To be sure, Shaw is all for exercising regulatory restraint. Governor Rick Perry not only appointed Shaw to the TCEQ in 2007, but to the Texas Environmental Flows Advisory Group. And in November 2008, he created something called the Texas Advisory Panel on Federal Environmental Regulations, appointed Shaw and told them to issue a report that same month on the "potential impacts to Texas of [the EPA's] proposed framework for regulating greenhouse gas emissions through the Federal Clean Air Act."

To the surprise of exactly no one, the panel concluded that such regulations would cause "extreme economic hardships" for Texas. And to the surprise of exactly no one, Perry approved the findings.
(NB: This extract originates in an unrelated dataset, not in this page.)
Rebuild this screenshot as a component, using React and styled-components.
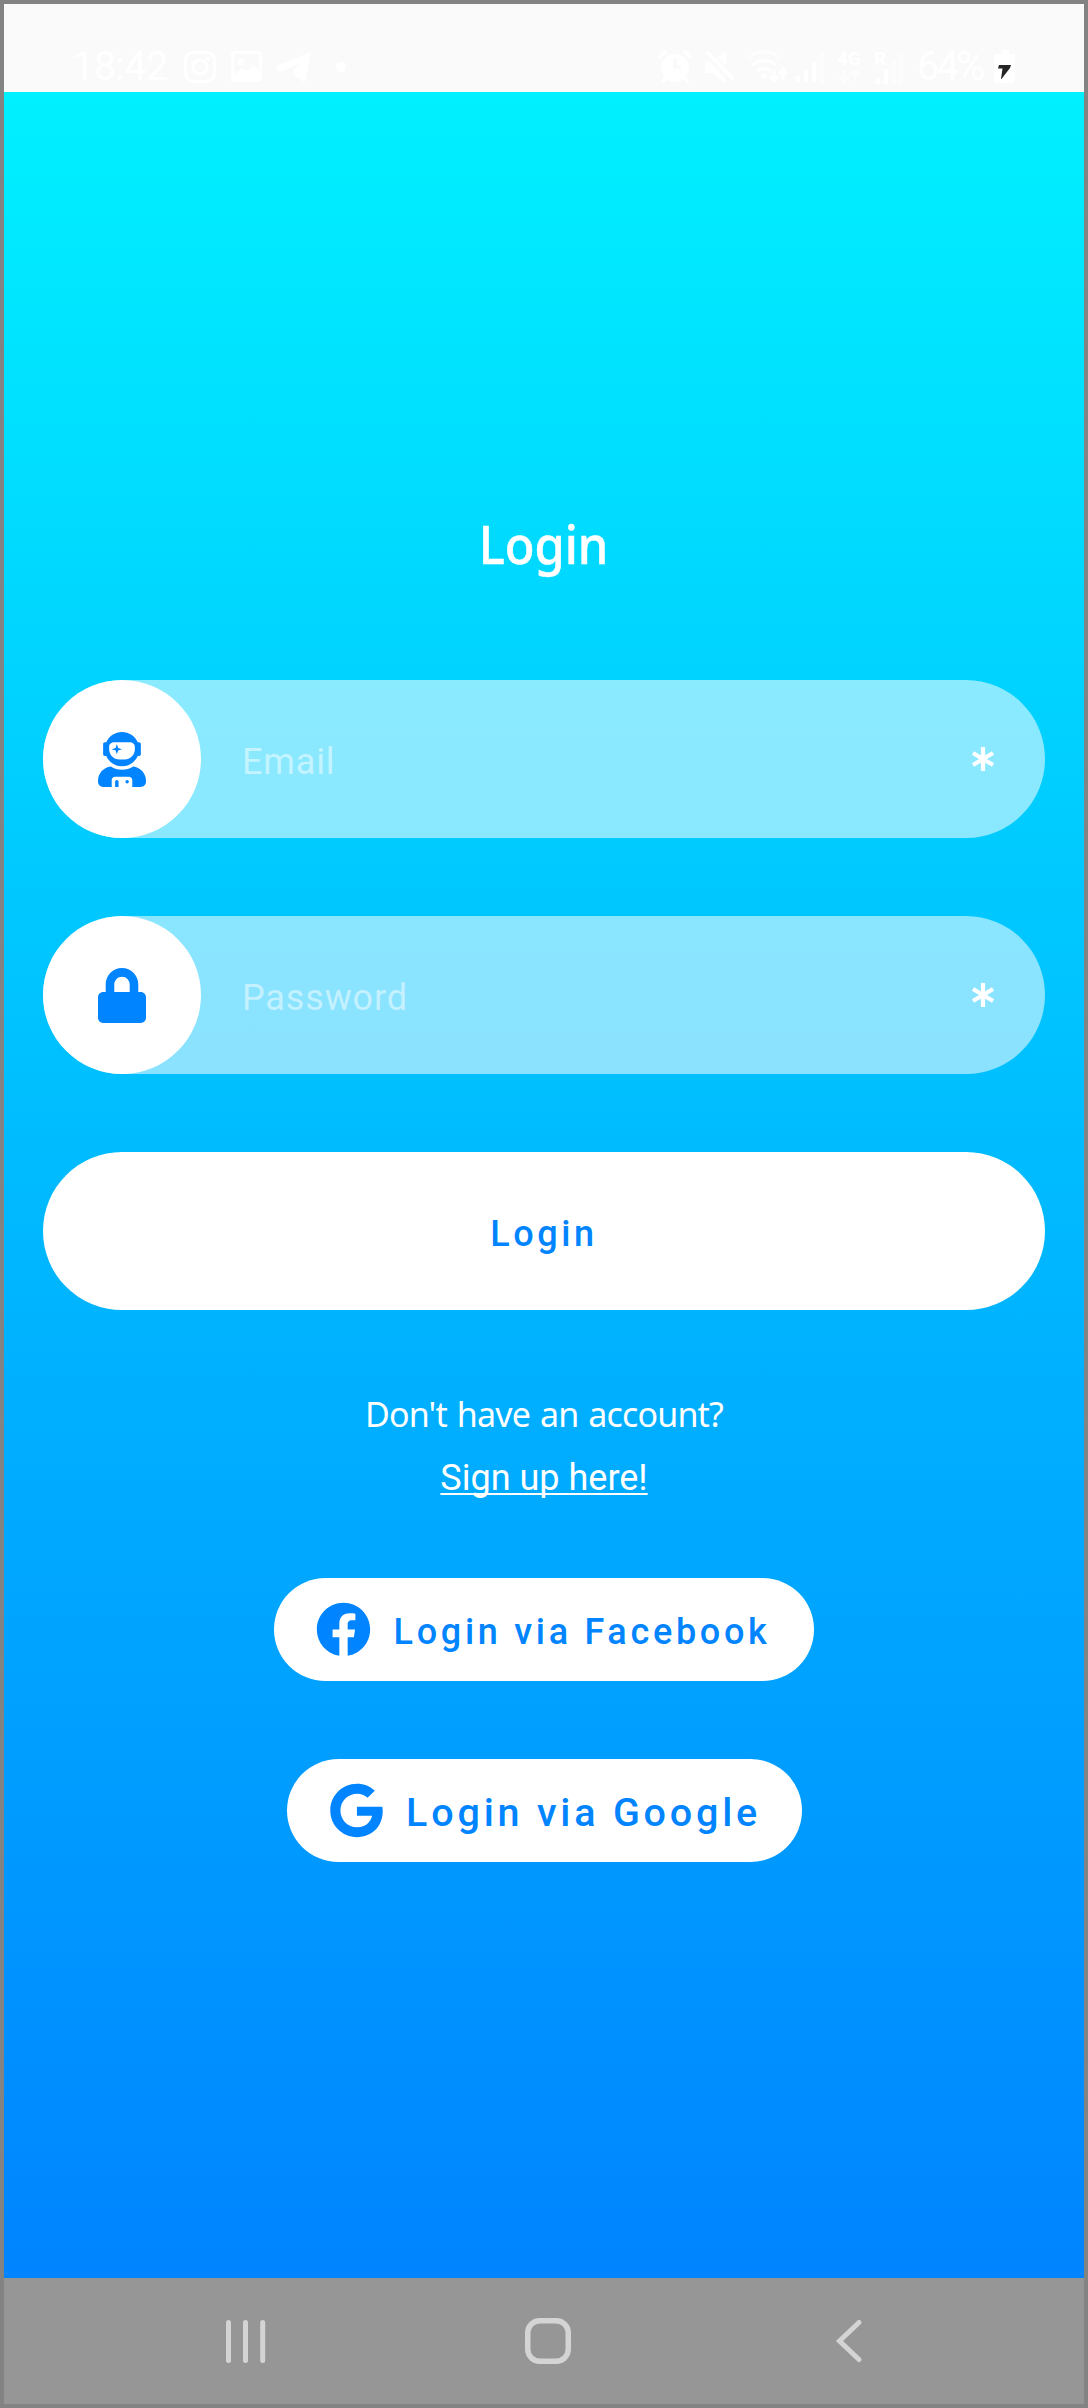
import React from 'react';
import styled, { createGlobalStyle } from 'styled-components';
import { FaFacebook, FaGoogle, FaLock, FaUserAstronaut } from 'react-icons/fa';

const blue = '#0084ff';

const GlobalStyle = createGlobalStyle`
  *, *::before, *::after { box-sizing: border-box; }
  body { margin: 0; font-family: Roboto, "Liberation Sans", sans-serif; }
`;

const Phone = styled.div`
  width: 1088px;
  height: 2408px;
  border: 4px solid #838383;
  display: flex;
  flex-direction: column;
  overflow: hidden;
`;

const StatusBar = styled.header`
  height: 88px;
  padding: 37px 68px 0 68px;
  background: #fafafa;
  color: #fff;
  display: flex;
  align-items: center;
  justify-content: space-between;
`;

const StatusGroup = styled.div`
  display: flex;
  align-items: center;
`;

const StatusText = styled.span`
  font-size: 40px;
  line-height: 40px;
  letter-spacing: ${(p) => p.$spacing || 0}px;
  width: ${(p) => p.$width}px;
  white-space: nowrap;
`;

const StatusIcon = styled.svg`
  display: block;
  flex: none;
  margin-left: ${(p) => p.$gap || 0}px;
  fill: #fff;
`;

const NetworkCell = styled.div`
  width: ${(p) => p.$width}px;
  height: 34px;
  margin-left: ${(p) => p.$gap}px;
  font-size: 19px;
  line-height: 18px;
  font-weight: 700;
`;

const RoamingSignal = styled(StatusIcon)`
  margin-top: -17px;
`;

const Screen = styled.main`
  height: 2186px;
  padding: 412px 39px 0;
  background: linear-gradient(180deg, #00f0ff 0%, ${blue} 100%);
  display: flex;
  flex-direction: column;
  align-items: center;
`;

const Title = styled.h1`
  margin: 0 0 96px;
  height: 80px;
  font-family: "Noto Sans", "Open Sans", sans-serif;
  font-size: 53px;
  line-height: 80px;
  font-weight: 500;
  transform: scaleX(0.92);
  -webkit-text-stroke: 0.5px #fff;
  color: #fff;
`;

const Field = styled.div`
  width: 1002px;
  height: 158px;
  margin-bottom: 78px;
  border-radius: 79px;
  background: rgba(255, 255, 255, 0.54);
  display: flex;
  align-items: center;
`;

const FieldBadge = styled.div`
  width: 158px;
  height: 158px;
  border-radius: 50%;
  background: #fff;
  color: ${blue};
  display: flex;
  align-items: center;
  justify-content: center;
  svg { width: 48px; height: 55px; }
`;

const Placeholder = styled.span`
  flex: 1;
  padding: 6px 0 0 41px;
  font-size: 36px;
  line-height: 44px;
  letter-spacing: 0.85px;
  color: rgba(255, 255, 255, 0.5);
`;

const Required = styled.svg`
  display: block;
  width: 24px;
  height: 24px;
  margin-right: 50px;
  stroke: #fff;
  stroke-width: 4.2;
`;

const Submit = styled.button`
  width: 1002px;
  height: 158px;
  border: 0;
  border-radius: 79px;
  padding: 6px 0 0 0;
  background: #fff;
  color: ${blue};
  font: 500 36px/44px Roboto, sans-serif;
  letter-spacing: 3.6px;
`;

const Prompt = styled.p`
  margin: 77px 0 0;
  height: 54px;
  font-family: "Noto Sans", "Open Sans", sans-serif;
  font-size: 34px;
  line-height: 54px;
  letter-spacing: -0.85px;
  word-spacing: 2px;
  white-space: nowrap;
  color: #fff;
`;

const SignUp = styled.a`
  margin: 14px 0 77px;
  height: 46px;
  font-size: 36px;
  line-height: 46px;
  color: #fff;
  text-decoration: underline;
  text-decoration-thickness: 2px;
  text-underline-offset: 3px;
  text-decoration-skip-ink: none;
`;

const Social = styled.button`
  width: ${(p) => p.$width}px;
  height: 103px;
  margin-bottom: 78px;
  border: 0;
  border-radius: 52px;
  padding: 0 0 0 42px;
  background: #fff;
  color: ${blue};
  display: flex;
  align-items: center;
  gap: 22.6px;
  font: 500 ${(p) => p.$size}px/48px Roboto, sans-serif;
  letter-spacing: ${(p) => p.$spacing}px;
  white-space: nowrap;
  svg { width: auto; height: 55px; flex: none; }
  span { padding-top: 5px; }
`;

const NavBar = styled.nav`
  height: 126px;
  padding: 0 219px;
  background: #969696;
  display: flex;
  align-items: center;
`;

const NavIcon = styled.svg`
  display: block;
  margin-right: ${(p) => p.$after || 0}px;
  fill: none;
  stroke: #d4d4d4;
  stroke-linecap: round;
`;

function Asterisk() {
  return (
    <Required viewBox="-12 -12 24 24">
      <path d="M0-12V12M-10-6L10 6M-10 6L10-6" />
    </Required>
  );
}

export default function App() {
  return (
    <>
      <GlobalStyle />
      <Phone>
        <StatusBar>
          <StatusGroup>
            <StatusText $width={112} $spacing={-0.8}>18:42</StatusText>
            <StatusIcon width="32" height="32" viewBox="0 0 32 32">
              <rect x="1.5" y="1.5" width="29" height="29" rx="8" fill="none" stroke="#fff" strokeWidth="3" />
              <circle cx="16" cy="16" r="7" fill="none" stroke="#fff" strokeWidth="3" />
              <circle cx="24" cy="8" r="2" />
            </StatusIcon>
            <StatusIcon $gap={15} width="32" height="32" viewBox="0 0 32 32">
              <path fillRule="evenodd" d="M2 0h27a2 2 0 0 1 2 2v27a2 2 0 0 1-2 2H2a2 2 0 0 1-2-2V2a2 2 0 0 1 2-2zm1 3v21l8-7 5 3 7-6 5 5V3z" />
              <circle cx="10" cy="11" r="3.5" />
            </StatusIcon>
            <StatusIcon $gap={13} width="36" height="32" viewBox="0 0 36 32">
              <path d="M0 15L35 1l-5 27q-1 4-4 2l-8-6q-3-3 0-5l7-7-14 6q-5 4-10 1z" />
            </StatusIcon>
            <StatusIcon $gap={23} width="12" height="12" viewBox="0 0 12 12">
              <circle cx="6" cy="6" r="5.2" />
            </StatusIcon>
          </StatusGroup>
          <StatusGroup>
            <StatusIcon width="34" height="34" viewBox="0 0 34 34">
              <path d="M1 8l7-7M33 8l-7-7M4 32l4-4M30 32l-4-4" stroke="#fff" strokeWidth="3" />
              <path fillRule="evenodd" d="M17 4a14 14 0 1 1 0 28 14 14 0 0 1 0-28zm-2 5v10h8v-4h-4V9z" />
            </StatusIcon>
            <StatusIcon $gap={13} width="30" height="34" viewBox="0 0 30 34">
              <path d="M0 11h4l17 18v4L8 23H0zM13 8l8-7v14z" />
              <path d="M2 2l26 27" stroke="#fff" strokeWidth="3.5" />
            </StatusIcon>
            <StatusIcon $gap={12} width="42" height="34" viewBox="0 0 42 34">
              <path d="M1 8q16-13 32 0" fill="none" stroke="#fff" strokeWidth="3" opacity=".5" />
              <path d="M5 15q12-9 24 0M10 21q7-5 14 0" fill="none" stroke="#fff" strokeWidth="3" />
              <circle cx="17" cy="26" r="3" />
              <path d="M27 20v9M23 26l4 5 4-5M36 30V20M32 24l4-5 4 5" fill="none" stroke="#fff" strokeWidth="3" />
            </StatusIcon>
            <StatusIcon $gap={7} width="28" height="34" viewBox="0 0 28 34">
              <path d="M0 26h4v7H0zM8 19h4v14H8zM16 11h4v22h-4z" />
              <path d="M24 3h4v30h-4z" opacity=".4" />
            </StatusIcon>
            <NetworkCell $width={26} $gap={13}>
              4G
              <StatusIcon width="24" height="16" viewBox="0 0 24 16">
                <path d="M7 1v11M2 8l5 5 5-5M18 14V3M13 7l5-5 5 5" fill="none" stroke="#fff" strokeWidth="3" opacity=".5" />
              </StatusIcon>
            </NetworkCell>
            <NetworkCell $width={30} $gap={11}>
              R
              <RoamingSignal width="30" height="33" viewBox="0 0 30 33">
                <path d="M2 26h4v7H2zM10 18h4v15h-4z" />
                <path d="M18 10h4v23h-4zM25 2h4v31h-4z" opacity=".4" />
              </RoamingSignal>
            </NetworkCell>
            <StatusIcon $gap={12} width="1" height="1" />
            <StatusText $width={77} $spacing={-3}>64%</StatusText>
            <StatusIcon width="22" height="34" viewBox="0 0 22 34">
              <path d="M7 0h8v4h6v27q0 2-2 2H2q-2 0-2-2V4h7z" />
              <path d="M5 15h12l-1 3-8.500 11H7l1.500-10.500H4z" fill="#252525" />
            </StatusIcon>
          </StatusGroup>
        </StatusBar>
        <Screen>
          <Title>Login</Title>
          <Field>
            <FieldBadge><FaUserAstronaut /></FieldBadge>
            <Placeholder>Email</Placeholder>
            <Asterisk />
          </Field>
          <Field>
            <FieldBadge><FaLock /></FieldBadge>
            <Placeholder>Password</Placeholder>
            <Asterisk />
          </Field>
          <Submit>Login</Submit>
          <Prompt>Don't have an account?</Prompt>
          <SignUp>Sign up here!</SignUp>
          <Social $width={540} $size={36} $spacing={3.7}>
            <FaFacebook />
            <span>Login via Facebook</span>
          </Social>
          <Social $width={515} $size={39.5} $spacing={3.8}>
            <FaGoogle />
            <span>Login via Google</span>
          </Social>
        </Screen>
        <NavBar>
          <NavIcon width="46" height="46" viewBox="0 0 46 46" strokeWidth="5" $after={256}>
            <path d="M5.5 4.5v38M22.5 4.5v38M39.7 4.5v38" />
          </NavIcon>
          <NavIcon width="46" height="46" viewBox="0 0 46 46" strokeWidth="5.5" $after={248}>
            <rect x="2.75" y="2.75" width="40.5" height="40.5" rx="12" />
          </NavIcon>
          <NavIcon width="46" height="46" viewBox="0 0 46 46" strokeWidth="5">
            <path d="M40 4.5L20.5 23 40 41.5" />
          </NavIcon>
        </NavBar>
      </Phone>
    </>
  );
}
Meanwhile, TCEQ Commissioner Buddy Garcia, who also voted to remand the Valero tax exemption issue back to the executive director, found himself in the midst of a lawsuit filed by state Senator Eliot Shapleigh. The El Paso Democrat accused Garcia and senior TCEQ members of meeting secretly with a Baker Botts lobbyist working on behalf of a company seeking TCEQ approval to renew an air permit for its copper smelter. After Shapleigh raised suspicions, he obtained documents showing that, after the meetings, the lobbyist reported to Baker Botts attorney Pam Giblin, who was representing the copper smelting company. (The permit was ultimately renewed.)

Giblin, a former TCEQ employee, also represents Valero in the property tax exemption issue. According to Shapleigh, she and fellow Baker Botts attorneys co-hosted a reception for Shaw on the occasion of his appointment. Representatives of Baker Botts and TCEQ have denied any accusations of collusion.

Meanwhile, as TCEQ commissioners busy themselves by not explaining to the public why there might be a big property tax hike, TCEQ staff is waiting for Valero to submit more documents explaining its case; there's always the possibility that the staff could grant a partial exemption.

Bernardo Garcia would still see that as a dangerous precedent — especially for small districts that depend in large part on refinery ad valorem taxes. And he says it would be a real affront for people living in the immediate vicinity of any refinery that would be granted such a break.

"I see my tax bill getting bigger," he says, "but I'm not breathing any better air or drinking cleaner water."